Why a Professional PAR/DLI Meter Measures What Apps Can Only Approximate

Why a Professional PAR/DLI Meter Measures What Apps Can Only Approximate

In recent years, several smartphone-connected light sensors have appeared on the market, claiming to turn your phone into a light or PAR meter. They look convenient — no batteries, just plug into the USB-C port, open an app, and read the result.

But how do these devices truly compare to a dedicated instrument like the AH-PARDLI?
Let’s take a closer look from a scientific and practical perspective.


1. Measurement Principle

Smartphone-based sensors rely on the phone’s internal camera or a small auxiliary photodiode, combined with an app algorithm that estimates light intensity or PAR values.
While creative, this approach depends heavily on:

  • The phone model and camera calibration
  • Screen brightness compensation
  • Ambient light reflection and lens coating differences

In contrast, AH-PARDLI uses a lab-calibrated quantum sensor with a cosine-corrected diffuser and factory-verified spectral response.
It directly measures the number of photosynthetically active photons (400–700 nm) and computes DLI based on real PPFD data — without relying on software guesses or phone camera adjustments.

Result: The smartphone method gives approximate trends.
AH-PARDLI gives traceable, physical photon measurements.


2. Spectral Accuracy

Smartphone sensors or camera modules are typically optimized for human-vision brightness (luminance, lux), not photosynthetic radiation.
They often under-read blue and red light — the wavelengths most important for plant photosynthesis.

AH-PARDLI, on the other hand, covers the full 400–700 nm PAR range and even extends into UVA (320–400 nm) for advanced horticultural analysis.
This allows accurate readings for white LEDs, full-spectrum grow lights, and reef-aquarium lighting — areas where camera-based apps struggle.

Result: Balanced spectral response = consistent data across any light source.


3. Calibration and Consistency

Smartphone sensors are factory-tuned for photography, not scientific measurement.
Their readings vary between phone brands, operating systems, and app updates — sometimes by ±50 %.
Re-calibration depends entirely on the app provider.

AH-PARDLI units are individually calibrated against a traceable light standard in the factory.
The calibration curve is stored in the device firmware, ensuring consistent performance regardless of the phone or computer used.

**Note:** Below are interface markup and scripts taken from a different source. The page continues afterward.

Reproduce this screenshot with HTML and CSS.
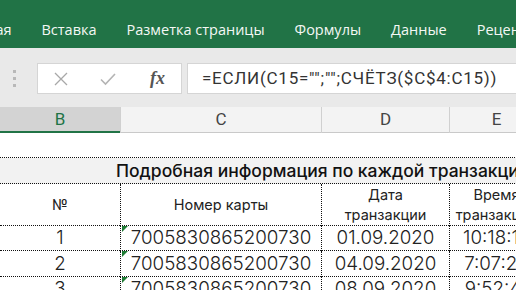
FILE: index.html
```html
<!DOCTYPE html>
<html lang="ru">
<head>
    <meta charset="UTF-8">
    <title>Excel — Подробная информация</title>
    <link rel="stylesheet" href="styles.css">
</head>
<body>
    <div class="ribbon">
        <span class="tab tab-first">Главная</span>
        <span class="tab">Вставка</span>
        <span class="tab">Разметка страницы</span>
        <span class="tab">Формулы</span>
        <span class="tab">Данные</span>
        <span class="tab">Рецензирование</span>
    </div>

    <div class="formula-bar">
        <div class="handle"><i></i><i></i><i></i></div>
        <div class="fx-tools">
            <svg class="tool" width="14" height="14" viewBox="0 0 14 14">
                <path d="M1 1 L13 13 M13 1 L1 13" stroke="#a8a8a8" stroke-width="1.3" fill="none"/>
            </svg>
            <svg class="tool" width="16" height="14" viewBox="0 0 16 14">
                <path d="M1 7.5 L5.5 12 L15 2" stroke="#b4b4b4" stroke-width="1.6" fill="none"/>
            </svg>
            <span class="fx">fx</span>
        </div>
        <div class="formula">=ЕСЛИ(C15="";"";СЧЁТЗ($C$4:C15))</div>
    </div>

    <div class="col-headers">
        <div class="col-head selected">B</div>
        <div class="col-head">C</div>
        <div class="col-head">D</div>
        <div class="col-head">E</div>
    </div>

    <div class="sheet">
        <div class="cell blank"></div>
        <div class="cell title">Подробная информация по каждой транзакции</div>

        <div class="cell head">№</div>
        <div class="cell head sep">Номер карты</div>
        <div class="cell head sep">Дата<br>транзакции</div>
        <div class="cell head sep">Время<br>транзакции</div>

        <div class="cell">1</div>
        <div class="cell sep text-num">7005830865200730</div>
        <div class="cell sep">01.09.2020</div>
        <div class="cell sep">10:18:15</div>

        <div class="cell">2</div>
        <div class="cell sep text-num">7005830865200730</div>
        <div class="cell sep">04.09.2020</div>
        <div class="cell sep">7:07:22</div>

        <div class="cell">3</div>
        <div class="cell sep text-num">7005830865200730</div>
        <div class="cell sep">08.09.2020</div>
        <div class="cell sep">9:52:41</div>
    </div>
</body>
</html>
```

FILE: styles.css
```css
body {
    margin: 0;
    width: 516px;
    height: 290px;
    overflow: hidden;
    background-color: white;
    font-family: "Open Sans", "Noto Sans", sans-serif;
}
.ribbon {
    height: 48px;
    background-color: #217346;
    display: flex;
    align-items: center;
    gap: 30px;
    margin-left: -46px;
    white-space: nowrap;
    padding-top: 10px;
    box-sizing: border-box;
}
.tab {
    color: #f4f8f5;
    font-size: 14.5px;
}
.formula-bar {
    height: 59px;
    background-color: #e9e9e9;
    display: flex;
    align-items: flex-start;
    padding-top: 15px;
    box-sizing: border-box;
}
.handle {
    width: 37px;
    display: flex;
    flex-direction: column;
    align-items: center;
    gap: 4px;
    padding-top: 7px;
    margin-left: -4px;
    margin-right: 4px;
}
.handle i {
    width: 3px;
    height: 3px;
    background-color: #b8b8b8;
}
.fx-tools {
    width: 145px;
    height: 31px;
    box-sizing: border-box;
    background-color: white;
    border: 1px solid #d5d5d5;
    display: flex;
    align-items: center;
    padding-left: 16px;
    gap: 32px;
}
.fx {
    font-family: "Liberation Serif", serif;
    font-style: italic;
    font-weight: bold;
    font-size: 18px;
    color: #555;
    margin-left: 2px;
}
.formula {
    margin-left: 5px;
    flex: 1;
    height: 31px;
    box-sizing: border-box;
    background-color: white;
    border: 1px solid #d5d5d5;
    border-right: none;
    padding-left: 14px;
    font-family: "Roboto", sans-serif;
    font-size: 17px;
    letter-spacing: 0.75px;
    color: #333;
    line-height: 29px;
    white-space: nowrap;
}
.col-headers {
    display: grid;
    grid-template-columns: 120px 201px 128px 94px;
    height: 26px;
    background-color: #f3f3f3;
    border-bottom: 1px solid #c9c9c9;
    box-sizing: border-box;
}
.col-head {
    font-family: "Roboto", sans-serif;
    font-size: 17px;
    color: #444;
    text-align: center;
    line-height: 25px;
    border-left: 1px solid #d0d0d0;
}
.col-head.selected {
    background-color: #d3d3d3;
    color: #217346;
    border-left: none;
    border-bottom: 2px solid #217346;
    line-height: 24px;
}
.sheet {
    display: grid;
    grid-template-columns: 120px 201px 128px 94px;
    grid-template-rows: 25px 26px 42px 25px 26px 25px;
    font-family: "Inter", sans-serif;
    font-weight: 300;
    color: #222;
}
.cell {
    position: relative;
    border-bottom: 1px dotted #111;
    display: flex;
    align-items: center;
    justify-content: center;
    text-align: center;
    font-size: 18.8px;
    white-space: nowrap;
    line-height: 20px;
}
.cell.sep {
    border-left: 1px dotted #111;
}
.cell.blank {
    grid-column: 1 / -1;
}
.cell.title {
    grid-column: 1 / -1;
    background-color: #f2f2f2;
    font-weight: 500;
    font-size: 17.5px;
    justify-content: flex-start;
    padding-left: 116px;
    color: #111;
}
.cell.head {
    font-size: 14.5px;
    font-weight: 400;
    line-height: 20px;
}
.text-num::before {
    content: "";
    position: absolute;
    left: 1px;
    top: 0;
    border-top: 6px solid #1e7b34;
    border-right: 6px solid transparent;
}
```
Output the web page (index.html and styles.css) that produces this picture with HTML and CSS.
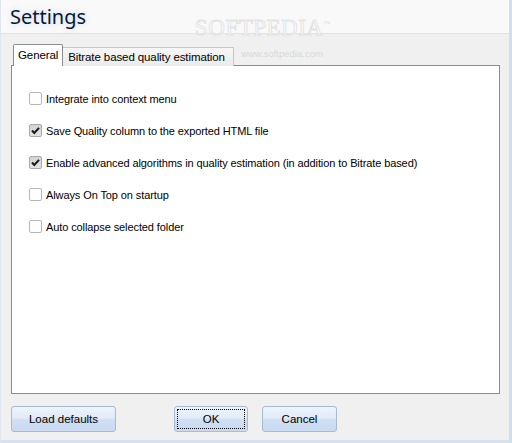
FILE: index.html
```html
<!DOCTYPE html>
<html>
<head>
<meta charset="utf-8">
<link rel="stylesheet" href="styles.css">
</head>
<body>
<div class="window">
  <div class="titlebar">
    <h1 class="title">Settings</h1>
  </div>
  <div class="content">
    <div class="tabs">
      <div class="tab active">General</div>
      <div class="tab">Bitrate based quality estimation</div>
    </div>
    <div class="panel">
      <label class="option"><span class="box"></span><span>Integrate into context menu</span></label>
      <label class="option"><span class="box checked"><svg viewBox="0 0 13 13" width="13" height="13"><path d="M3 6.5 L5.3 9 L10 3.8" fill="none" stroke="#1a1a1a" stroke-width="2"/></svg></span><span>Save Quality column to the exported HTML file</span></label>
      <label class="option"><span class="box checked"><svg viewBox="0 0 13 13" width="13" height="13"><path d="M3 6.5 L5.3 9 L10 3.8" fill="none" stroke="#1a1a1a" stroke-width="2"/></svg></span><span>Enable advanced algorithms in quality estimation (in addition to Bitrate based)</span></label>
      <label class="option"><span class="box"></span><span>Always On Top on startup</span></label>
      <label class="option"><span class="box"></span><span>Auto collapse selected folder</span></label>
    </div>
    <div class="buttons">
      <button class="btn btn-load">Load defaults</button>
      <button class="btn btn-ok"><span class="focus">OK</span></button>
      <button class="btn btn-cancel">Cancel</button>
    </div>
  </div>
  <div class="wm-logo">SOFTPEDIA<sup>™</sup></div>
  <div class="wm-url">www.softpedia.com</div>
</div>
</body>
</html>
```
FILE: styles.css
```css
html, body {
  margin: 0;
  padding: 0;
  background: #f0f0f0;
}
.window {
  position: relative;
  width: 512px;
  height: 443px;
  box-sizing: border-box;
  border-left: 1px solid #dfe6ef;
  border-right: 3px solid #d3deec;
  border-bottom: 3px solid #d8e2ee;
  background: #f0f0f0;
  font-family: "Liberation Sans", Arial, sans-serif;
  font-size: 11px;
  color: #000;
  overflow: hidden;
}
.titlebar {
  height: 34px;
  background: #f9f9f9;
  border-bottom: 1px solid #e2e2e2;
  box-sizing: border-box;
}
.title {
  margin: 0;
  padding: 2px 0 0 9px;
  font-family: "Noto Sans", "Open Sans", sans-serif;
  font-weight: normal;
  font-size: 20px;
  line-height: 30px;
  color: #0c1830;
  text-shadow: 0 0 6px rgba(190, 215, 245, 0.9);
}
.content {
  padding: 11px 9px 0 10px;
}
.tabs {
  display: flex;
  align-items: flex-end;
  height: 21px;
  padding-left: 2px;
  margin-bottom: -1px;
  position: relative;
  z-index: 1;
}
.tab {
  height: 19px;
  line-height: 18px;
  padding: 0 8px 0 5px;
  box-sizing: border-box;
  border: 1px solid #c5c8ce;
  border-bottom: none;
  border-left: none;
  background: linear-gradient(#f6f6f6, #ebebeb);
  font-size: 11.5px;
  letter-spacing: -0.1px;
}
.tab.active {
  height: 22px;
  line-height: 21px;
  padding: 0 4px 0 4px;
  background: #fff;
  border: 1px solid #898c95;
  border-bottom: none;
  border-radius: 2px 2px 0 0;
}
.panel {
  height: 329px;
  box-sizing: border-box;
  background: #fff;
  border: 1px solid #898c95;
  padding: 26px 0 0 17px;
  display: flex;
  flex-direction: column;
  gap: 19px;
}
.option {
  display: flex;
  align-items: center;
  gap: 4px;
  height: 13px;
  font-size: 11px;
  letter-spacing: -0.1px;
}
.box {
  width: 13px;
  height: 13px;
  box-sizing: border-box;
  border: 1px solid #b6b6b6;
  border-radius: 2px;
  background: #fff;
  flex: none;
  display: flex;
}
.box.checked {
  background: linear-gradient(#d2d2d2, #e4e4e4);
  border-color: #a9a9a9;
}
.box svg {
  margin: -1px;
}
.buttons {
  display: flex;
  margin-top: 12px;
}
.btn {
  height: 26px;
  box-sizing: border-box;
  border: 1px solid #a7bad4;
  border-radius: 3px;
  background: linear-gradient(#eef3fb 0%, #e2ebf8 45%, #cfdef3 55%, #c9daf2 100%);
  font-family: "Liberation Sans", Arial, sans-serif;
  font-size: 11.5px;
  color: #000;
  padding: 0;
}
.btn-load {
  width: 105px;
}
.btn-ok {
  width: 74px;
  margin-left: 58px;
  padding: 2px;
  display: flex;
}
.btn-ok .focus {
  flex: 1;
  border: 1px dotted #000;
  display: flex;
  align-items: center;
  justify-content: center;
}
.btn-cancel {
  width: 75px;
  margin-left: 14px;
}
.wm-logo {
  position: absolute;
  left: 194px;
  top: 15px;
  font-family: "Liberation Serif", serif;
  font-size: 23px;
  letter-spacing: 0.5px;
  color: #fcfcfc;
  -webkit-text-stroke: 1px #e4e4e4;
}
.wm-logo sup {
  font-size: 7px;
  -webkit-text-stroke: 0;
  color: #dcdcdc;
  letter-spacing: 0;
}
.wm-url {
  position: absolute;
  left: 240px;
  top: 48px;
  font-size: 9.5px;
  color: #dadada;
  z-index: 2;
}
```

Result: Stable accuracy over time, not affected by hardware changes.


4. Power & Portability

Smartphone sensors draw power from the phone port, which seems simple — but constant connection increases the phone’s temperature and drains battery life.
Also, data collection stops if notifications, phone calls, or sleep mode interrupt the app.

AH-PARDLI runs independently with its own power source and Bluetooth connection.
It continuously records PAR and DLI for hours, even when your phone is locked.
The built-in memory and CSV export make long-term data logging effortless.

Result: Professional workflow with reliable, uninterrupted measurement.


5. Data Handling and Visualization

App-based solutions usually display instantaneous light readings without export options.
Once the app closes, data is lost.

AH-PARDLI automatically records readings, stores them as CSV files, and transmits data via Bluetooth for further analysis.
Users can plot DLI trends, compare multiple points in a greenhouse, or visualize coral lighting distribution in aquariums.

Result: From one-click readings to full-scale scientific documentation.


6. Real-World Application

ApplicationSmartphone SensorAH-PARDLI
Checking room brightness✅ Approximate✅ Accurate
Measuring PAR for grow lights⚠️ Inconsistent (depends on app & phone)✅ Precise, calibrated
Long-term DLI recording❌ Not supported✅ Automatic logging
Underwater or greenhouse use❌ Not waterproof / sealed✅ rainproof sensor
UVA + blue light analysis❌ Unsupported✅ Integrated spectrum response

Conclusion

Smartphone-based sensors are creative tools for quick reference,
but a dedicated PAR/DLI meter remains essential for reliable, repeatable, and scientific plant-lighting measurements.

The AH-PARDLI provides:

  • True quantum-sensor accuracy
  • Built-in DLI computation
  • Independent logging & Bluetooth data export
  • Calibrated performance across all light sources

For casual checks, an app may be enough.
For research, greenhouse management, or coral lighting optimization — choose instruments that measure light the way plants “see” it.